En su ensayo El arte de inventar, el periodista Pablo Montanaro apunta que el autor de Los siete locos “compuso su obra con un lenguaje feroz, pero al mismo tiempo revelador y de una belleza dolorosa que resulta difícil de olvidar. Roberto Arlt escribía con rabia y con ingenio, con energía y apasionamiento. No podía ser de otra manera para una obra que indaga y refleja constantemente sobre la condición humana y lo más secreto de una sociedad. Es hacedor de una literatura descarnada”.
Y a pesar de que Arlt – dividido entre un humor negro y cierto cinismo hiperbolizado –, renegaba de la misma literatura, muestra retazos de una prosa en donde la rabia y la contundencia no están peleadas con la elegancia y el lirismo, como en el episodio donde su protagonista Erdosain se encuentra con María: “Había algo más hermoso en todo aquello, la dulce fiebre que caía de sus ojos a momentos verdes y a momentos pardos. Y su silencio. Erdosain recuerda viajes en ferrocarril; está sentado junto a la criatura, que ha dejado caer la cabeza sobre su hombro, él enreda los dedos en los rizos y la criatura de quince años tiembla en silencio. Si ella supiera ahora que él proyecta matar a un hombre, ¿qué diría? Posiblemente no entendería esa palabra. Y Erdosain recuerda con qué timidez de colegiala levantaba el brazo y apoyaba la mano en sus mejillas ríspidas de barba: y quizás esa felicidad que es la que él perdió es la que se necesita para borrar del semblante humano tanto vestigio de fealdad”.
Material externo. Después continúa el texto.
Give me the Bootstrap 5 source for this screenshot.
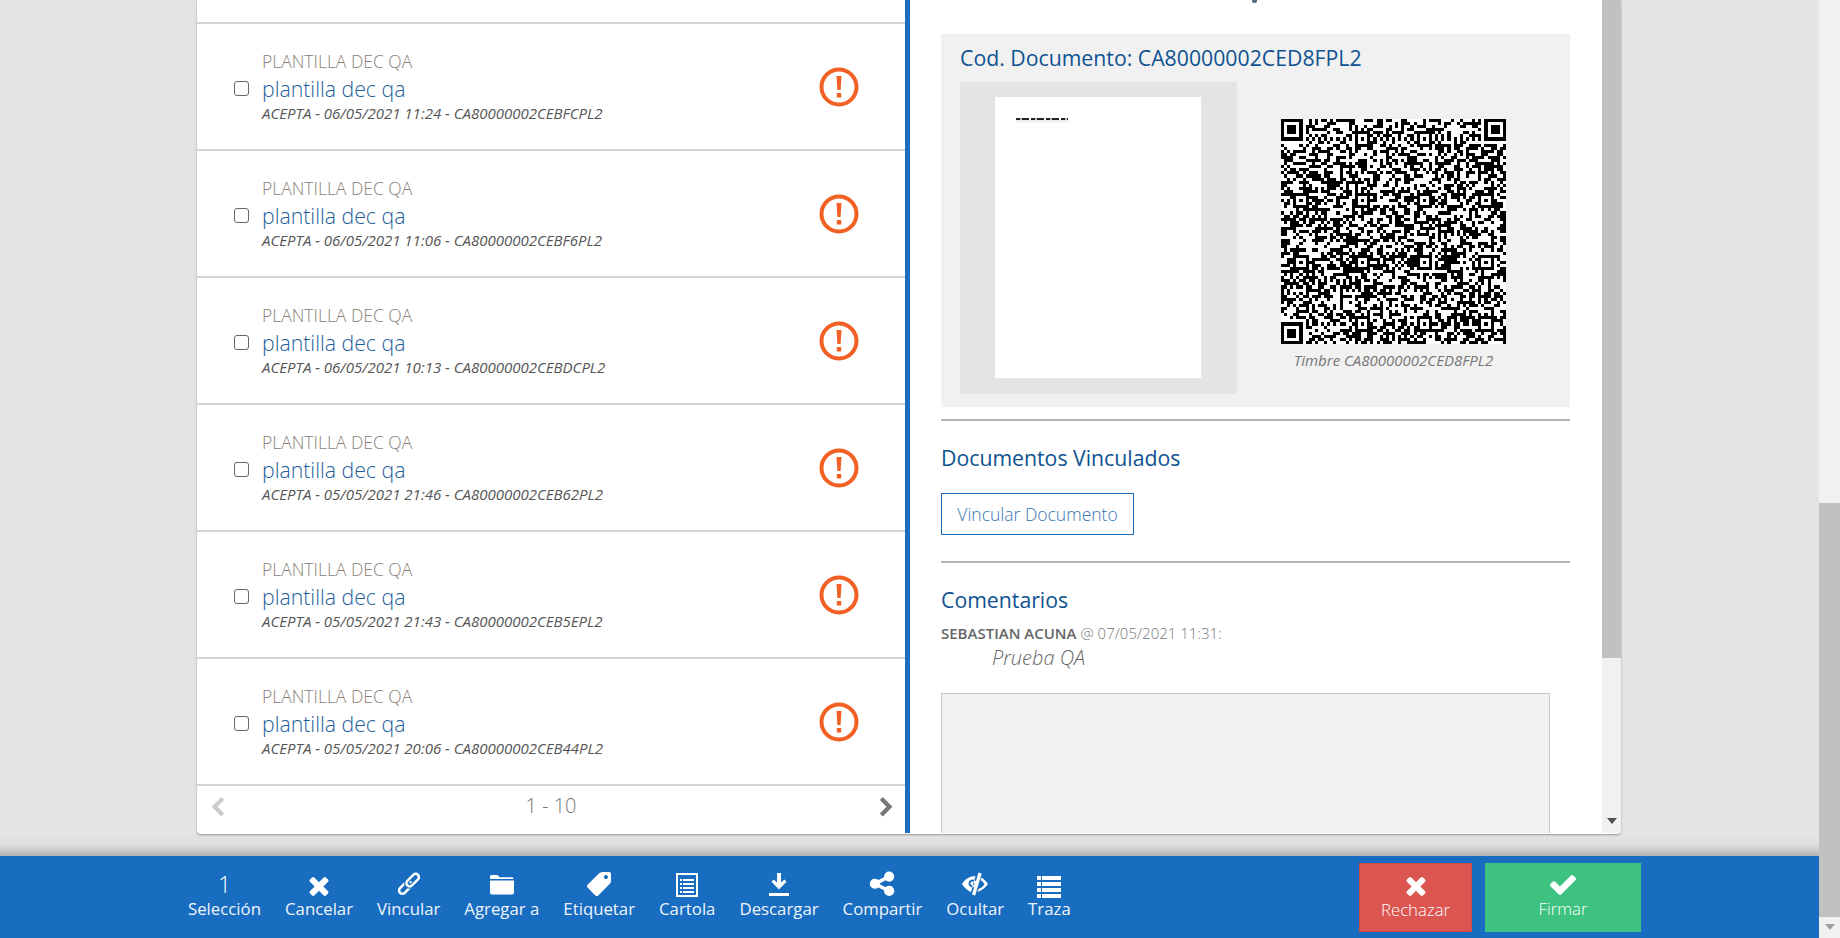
<!DOCTYPE html>
<html lang="es">
<head>
<meta charset="UTF-8" />
<title>Documentos</title>
<link href="https://cdn.jsdelivr.net/npm/bootstrap@5.3.2/dist/css/bootstrap.min.css" rel="stylesheet" />
<style>
  html, body { height: 938px; overflow: hidden; }
  body { font-family: "Open Sans", "Liberation Sans", sans-serif; background: #e4e4e4; color: #666; font-weight: 300; }
  svg { display: block; fill: currentColor; overflow: visible; }

  .page-main { width: 1819px; height: 938px; }
  .page-content { height: 856px; padding-left: 197px; background: linear-gradient(#e4e4e4 834px, #dedede 845px, #b4b4b4 856px); }
  .page-bar { width: 21px; height: 938px; background: #f1f1f1; }
  .page-thumb { height: 414px; margin-top: 503px; background: #c1c1c1; }
  .arrow-down { width: 0; height: 0; border-left: 5px solid transparent; border-right: 5px solid transparent; border-top: 6px solid #a0a0a0; }
  .page-bar .arrow-down { margin: 7px auto 0; }

  .doc-card { width: 1424px; height: 834px; background: #fff; box-shadow: 0 1px 2px rgba(0,0,0,.35); border-radius: 0 0 4px 4px; overflow: hidden; }
  .doc-list { width: 708px; }
  .list-stub { height: 24px; border-bottom: 2px solid #d4d4d4; }
  .doc-row { height: 127px; border-bottom: 2px solid #d4d4d4; padding-left: 37px; padding-right: 46px; }
  .doc-check { width: 15px; height: 15px; border: 1.5px solid #666; border-radius: 3px; margin-top: 4px; margin-right: 13px; flex: none; }
  .row-kicker { font-size: 17.5px; line-height: 25px; color: #8a8078; }
  .row-title { font-size: 21.25px; line-height: 30px; color: #1d6099; }
  .row-meta { font-size: 15px; line-height: 19px; margin-bottom: 2px; font-style: italic; font-weight: 400; color: #555; }
  .alert-mark { width: 40px; height: 40px; color: #f26024; }
  .pager { height: 47px; padding: 0 8px 8px 10px; color: #777; font-size: 20px; }
  .pager svg { width: 21px; height: 21px; margin-top: 3px; }
  .pager span { margin-right: 2px; }
  .pager-off { color: #ccc; }

  .doc-split { width: 5px; height: 833px; background: #1a6dc0; }
  .doc-detail { width: 692px; height: 833px; padding: 0 32px 0 31px; overflow: hidden; }
  .cut-heading { height: 34px; padding-left: 311px; }
  .cut-tail { width: 5px; height: 3px; background: #5a6a80; border-radius: 0 0 2px 2px; }
  .stamp-box { height: 373px; padding: 0 19px; background: #f1f1f1; }
  .sec-title { font-size: 21.25px; line-height: 28px; font-weight: 400; color: #0e5291; margin: 0; }
  .stamp-box .sec-title { padding-top: 10px; height: 48px; }
  .thumb-wrap { width: 277px; height: 312px; padding: 15px 35px; background: #e4e4e4; }
  .thumb-page { width: 206px; height: 281px; background: #fff; padding: 21px 21px; }
  .thumb-text { width: 52px; height: 2px; background: repeating-linear-gradient(90deg, #222 0 4px, #bbb 4px 6px, #222 6px 13px, #fff 13px 15px); box-shadow: 0 2px 2px #e6e6e6; filter: blur(.4px); }
  .qr-wrap { margin-left: 44px; padding-top: 37px; width: 225px; }
  .qr-wrap svg { width: 225px; height: 225px; }
  .qr-note { font-size: 15px; line-height: 20px; font-style: italic; font-weight: 400; color: #777; text-align: center; margin-top: 6px; white-space: nowrap; }
  .sec-rule { height: 2px; background: #b4b4b4; margin: 12px 0 0; opacity: 1; border: 0; }
  .title-linked { margin-top: 23px; }
  .link-doc { width: 193px; height: 42px; margin-top: 21px; border: 1.5px solid #1a6dc0; border-radius: 0; color: #3a74b0; font-size: 17.5px; font-weight: 300; padding: 0; line-height: 38px; background: #fff; }
  .rule-second { margin-top: 26px; }
  .title-comments { margin-top: 23px; }
  .comment-head { font-size: 15px; line-height: 20px; color: #777; margin-top: 9px; }
  .comment-head b { font-weight: 600; color: #666; }
  .comment-text { font-size: 20px; line-height: 28px; font-style: italic; padding-left: 51px; color: #666; margin-top: 1px; }
  .comment-box { width: 609px; height: 170px; background: #f1f1f1; border: 1px solid #c8c8c8; margin-top: 21px; }
  .detail-bar { width: 19px; height: 833px; background: #f1f1f1; }
  .detail-thumb { height: 658px; background: #c1c1c1; }
  .detail-bar .arrow-down { margin: 160px auto 0; border-top-color: #505050; }

  .action-bar { height: 82px; background: #196dc0; padding: 0 178px 0 176px; color: #fff; }
  .action-item { padding: 0 12px; text-align: center; height: 82px; font-size: 16.8px; font-weight: 400; line-height: 22px; color: #eef4fb; white-space: nowrap; }
  .action-icon { height: 42px; padding-top: 14px; display: flex; justify-content: center; color: #fff; }
  .action-icon svg { height: 26px; width: 26px; }
  .action-num { font-size: 23px; font-weight: 300; line-height: 28px; }
  .action-btn { height: 69px; margin-top: 7px; text-align: center; font-size: 16.8px; line-height: 22px; color: #fff; }
  .action-btn .action-icon { height: 35px; padding-top: 6px; }
  .btn-reject { width: 113px; background: #dc5550; border: 1px solid #cf4a46; }
  .btn-sign { width: 156px; background: #3dc37f; margin-left: 13px; }
</style>
</head>
<body class="d-flex">
  <div class="page-main">
    <div class="page-content">
      <div class="doc-card d-flex">
        <!-- lista de documentos -->
        <div class="doc-list d-flex flex-column">
          <div class="list-stub"></div>
          <div id="rows"></div>
          <div class="pager d-flex align-items-center justify-content-between">
            <svg class="pager-off" viewBox="0 0 1792 1792"><path d="M1427 301l-531 531 531 531q19 19 19 45t-19 45l-166 166q-19 19-45 19t-45-19l-742-742q-19-19-19-45t19-45l742-742q19-19 45-19t45 19l166 166q19 19 19 45t-19 45z"/></svg>
            <span>1 - 10</span>
            <svg viewBox="0 0 1792 1792"><path d="M1363 877l-742 742q-19 19-45 19t-45-19l-166-166q-19-19-19-45t19-45l531-531-531-531q-19-19-19-45t19-45l166-166q19-19 45-19t45 19l742 742q19 19 19 45t-19 45z"/></svg>
          </div>
        </div>
        <div class="doc-split"></div>
        <!-- detalle -->
        <div class="doc-detail">
          <div class="cut-heading"><div class="cut-tail"></div></div>
          <div class="stamp-box">
            <h5 class="sec-title">Cod. Documento: CA80000002CED8FPL2</h5>
            <div class="d-flex">
              <div class="thumb-wrap"><div class="thumb-page"><div class="thumb-text"></div></div></div>
              <div class="qr-wrap">
                <svg id="qr" viewBox="0 0 73 73" shape-rendering="crispEdges"></svg>
                <div class="qr-note">Timbre CA80000002CED8FPL2</div>
              </div>
            </div>
          </div>
          <hr class="sec-rule">
          <h5 class="sec-title title-linked">Documentos Vinculados</h5>
          <button class="btn link-doc d-block">Vincular Documento</button>
          <hr class="sec-rule rule-second">
          <h5 class="sec-title title-comments">Comentarios</h5>
          <div class="comment-head"><b>SEBASTIAN ACUNA</b> @ 07/05/2021 11:31:</div>
          <div class="comment-text">Prueba QA</div>
          <div class="comment-box"></div>
        </div>
        <div class="detail-bar">
          <div class="detail-thumb"></div>
          <div class="arrow-down"></div>
        </div>
      </div>
    </div>

    <div class="action-bar d-flex">
      <div class="action-item"><div class="action-icon"><span class="action-num">1</span></div>Selección</div>
      <div class="action-item"><div class="action-icon"><svg viewBox="84 -71 1625 1625"><path d="M1490 1322q0 40-28 68l-136 136q-28 28-68 28t-68-28l-294-294-294 294q-28 28-68 28t-68-28l-136-136q-28-28-28-68t28-68l294-294-294-294q-28-28-28-68t28-68l136-136q28-28 68-28t68 28l294 294 294-294q28-28 68-28t68 28l136 136q28 28 28 68t-28 68l-294 294 294 294q28 28 28 68z"/></svg></div>Cancelar</div>
      <div class="action-item"><div class="action-icon"><svg viewBox="0 0 26 26"><g transform="rotate(-45 13 13.800)" fill="none" stroke-width="2.500"><rect stroke="currentColor" x="0.300" y="10.500" width="15" height="6.600" rx="3.300"/><rect stroke="#196dc0" stroke-width="4.800" x="10.700" y="10.500" width="15" height="6.600" rx="3.300"/><rect stroke="currentColor" x="10.700" y="10.500" width="15" height="6.600" rx="3.300"/></g></svg></div>Vincular</div>
      <div class="action-item"><div class="action-icon"><svg viewBox="0 -2 26 26"><path d="M1 4.500q0-1.500 1.500-1.500h6l2 2.200h12q2 0 2 1.300v.5H1zM1 8.500h24v12q0 2-2 2H3q-2 0-2-2z"/></svg></div>Agregar a</div>
      <div class="action-item"><div class="action-icon"><svg viewBox="86 3 1640 1640"><path transform="matrix(-1 0 0 1 1792 0)" d="M576 448q0-53-37.500-90.500t-90.500-37.500-90.500 37.500-37.500 90.500 37.500 90.500 90.500 37.500 90.500-37.500 37.500-90.500zm1067 576q0 53-37 90l-491 492q-39 37-91 37-53 0-90-37l-715-716q-38-37-64.500-101t-26.500-117v-416q0-52 38-90t90-38h416q53 0 117 26.500t102 64.500l715 714q37 39 37 91z"/></svg></div>Etiquetar</div>
      <div class="action-item"><div class="action-icon"><svg viewBox="0 -2 26 26"><path fill-rule="evenodd" d="M2 1h22v24H2zM4 3v20h18V3z"/><path d="M6 7h2v2H6zM9 7h11v2H9zM6 11h2v2H6zM9 11h11v2H9zM6 15h2v2H6zM9 15h11v2H9zM6 19h2v2H6zM9 19h11v2H9z"/></svg></div>Cartola</div>
      <div class="action-item"><div class="action-icon"><svg viewBox="0 0 26 26"><path d="M11 3h4v9.500l3.500-3 2 2.200-7.500 7.800-7.500-7.800 2-2.200 3.500 3zM3 23h20v3H3z"/></svg></div>Descargar</div>
      <div class="action-item"><div class="action-icon"><svg viewBox="81 34 1630 1630"><path d="M1344 1024q133 0 226.500 93.500t93.500 226.500-93.500 226.500-226.500 93.500-226.500-93.500-93.500-226.500q0-12 2-34l-360-180q-92 86-218 86-133 0-226.500-93.500t-93.500-226.500 93.500-226.500 226.500-93.500q126 0 218 86l360-180q-2-22-2-34 0-133 93.500-226.500t226.500-93.500 226.500 93.500 93.500 226.500-93.500 226.500-226.500 93.500q-126 0-218-86l-360 180q2 22 2 34t-2 34l360 180q92-86 218-86z"/></svg></div>Compartir</div>
      <div class="action-item"><div class="action-icon"><svg viewBox="0 0 26 26"><path fill-rule="evenodd" d="M0 14C3 9 8 6 13.500 6L9 22C5.500 20.500 2.500 18 0 14zM10.500 9.500a4 4 0 1 0 .1 0zM10.500 11.500a2 2 0 1 1-.1 0z"/><path d="M16.500 2.500l3.200 1-6.500 22-3.200-1z"/><path d="M19.500 7.500C22 9 24.500 11.500 26 14c-2.500 3.500-6 6.500-10.500 8l1-3c3-1 5-3 6-5-1-1.500-2.500-3-4-4z"/></svg></div>Ocultar</div>
      <div class="action-item"><div class="action-icon"><svg viewBox="0 -4 26 26"><path d="M1 2h4v4H1zM6 2h19v4H6zM1 8h4v4H1zM6 8h19v4H6zM1 14h4v4H1zM6 14h19v4H6zM1 20h4v4H1zM6 20h19v4H6z"/></svg></div>Traza</div>
      <div class="flex-grow-1"></div>
      <div class="action-btn btn-reject"><div class="action-icon"><svg viewBox="84 -71 1625 1625"><path d="M1490 1322q0 40-28 68l-136 136q-28 28-68 28t-68-28l-294-294-294 294q-28 28-68 28t-68-28l-136-136q-28-28-28-68t28-68l294-294-294-294q-28-28-28-68t28-68l136-136q28-28 68-28t68 28l294 294 294-294q28-28 68-28t68 28l136 136q28 28 28 68t-28 68l-294 294 294 294q28 28 28 68z"/></svg></div>Rechazar</div>
      <div class="action-btn btn-sign"><div class="action-icon"><svg viewBox="121 -28 1550 1550"><path d="M1671 566q0 40-28 68l-724 724-136 136q-28 28-68 28t-68-28l-136-136-362-362q-28-28-28-68t28-68l136-136q28-28 68-28t68 28l294 295 656-657q28-28 68-28t68 28l136 136q28 28 28 68z"/></svg></div>Firmar</div>
    </div>
  </div>
  <div class="page-bar">
    <div class="page-thumb"></div>
    <div class="arrow-down"></div>
  </div>

<script>
  const docs = [
    "ACEPTA - 06/05/2021 11:24 - CA80000002CEBFCPL2",
    "ACEPTA - 06/05/2021 11:06 - CA80000002CEBF6PL2",
    "ACEPTA - 06/05/2021 10:13 - CA80000002CEBDCPL2",
    "ACEPTA - 05/05/2021 21:46 - CA80000002CEB62PL2",
    "ACEPTA - 05/05/2021 21:43 - CA80000002CEB5EPL2",
    "ACEPTA - 05/05/2021 20:06 - CA80000002CEB44PL2"
  ];
  document.getElementById("rows").innerHTML = docs.map(meta => `
    <div class="doc-row d-flex align-items-center">
      <span class="doc-check"></span>
      <div class="flex-grow-1">
        <div class="row-kicker">PLANTILLA DEC QA</div>
        <div class="row-title">plantilla dec qa</div>
        <div class="row-meta">${meta}</div>
      </div>
      <svg class="alert-mark" viewBox="0 0 40 40"><circle cx="20" cy="20" r="17.500" fill="none" stroke="currentColor" stroke-width="4"/><path d="M17.500 9h5l-.9 14h-3.200zM17.800 26h4.400v4.400h-4.400z"/></svg>
    </div>`).join("");

  // QR del timbre: version 14 (73 modulos), patrones fijos y relleno pseudoaleatorio
  const n = 73, grid = [];
  let seed = 20210507;
  const rnd = () => (seed = (seed * 1664525 + 1013904223) >>> 0) / 4294967296;
  for (let y = 0; y < n; y++) { grid.push([]); for (let x = 0; x < n; x++) grid[y].push(rnd() > 0.5); }
  function finder(cx, cy) {
    for (let y = -4; y <= 4; y++) for (let x = -4; x <= 4; x++) {
      if (!grid[cy + y] || grid[cy + y][cx + x] === undefined) continue;
      const d = Math.max(Math.abs(x), Math.abs(y));
      grid[cy + y][cx + x] = d !== 2 && d !== 4;
    }
  }
  function align(cx, cy) {
    for (let y = -2; y <= 2; y++) for (let x = -2; x <= 2; x++) {
      grid[cy + y][cx + x] = Math.max(Math.abs(x), Math.abs(y)) !== 1;
    }
  }
  for (let i = 0; i < n; i++) { grid[6][i] = i % 2 === 0; grid[i][6] = i % 2 === 0; }
  [6, 26, 46, 66].forEach(a => [6, 26, 46, 66].forEach(b => {
    if (!((a === 6 && b === 6) || (a === 6 && b === 66) || (a === 66 && b === 6))) align(a, b);
  }));
  finder(3, 3); finder(69, 3); finder(3, 69);
  let d = "";
  grid.forEach((row, y) => row.forEach((on, x) => { if (on) d += `M${x} ${y}h1v1h-1z`; }));
  document.getElementById("qr").innerHTML = `<rect width="73" height="73" fill="#fff"/><path fill="#000" d="${d}"/>`;
</script>
<script src="https://cdn.jsdelivr.net/npm/bootstrap@5.3.2/dist/js/bootstrap.bundle.min.js"></script>
</body>
</html>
Y es aquí, en esta unión entre la desolación y cierta poesía romántica, donde reside el goce estético, el placer de la lectura. Barthes lo dijo mejor: “Todos los análisis socio-ideológicos concluyen en el carácter deceptivo de la literatura… en todo caso la obra sería finalmente escrita por un grupo socialmente decepcionado o impotente, fuera de combate por situación histórica, económica, política; la literatura sería la expresión de esta decepción. Estos análisis olvidan el formidable reverso de la escritura: el goce, goce que puede explotar a través de los siglos fuera de ciertos textos, escritos sin embargo bajo el amparo de la más oscura y siniestra filosofía”.
Eso es: el goce en la oscuridad, una belleza que duele, cierto sadismo literario.
En una obra caracterizada por la angustia, el vacío existencial y las fuerzas sociales opresoras Roberto Arlt obtendría material para una de sus más destacadas obras literarias en una bibliografía que lo colocaría como un autor de culto y, de paso, como uno de los mejores escritores argentinos del siglo XX; y un estudiante de literatura encontraría alguno de los versos más formidables que haya leído jamás en la postal donde una mujer descansa su cabeza sobre el hombro de un tipo que planea cometer un asesinato.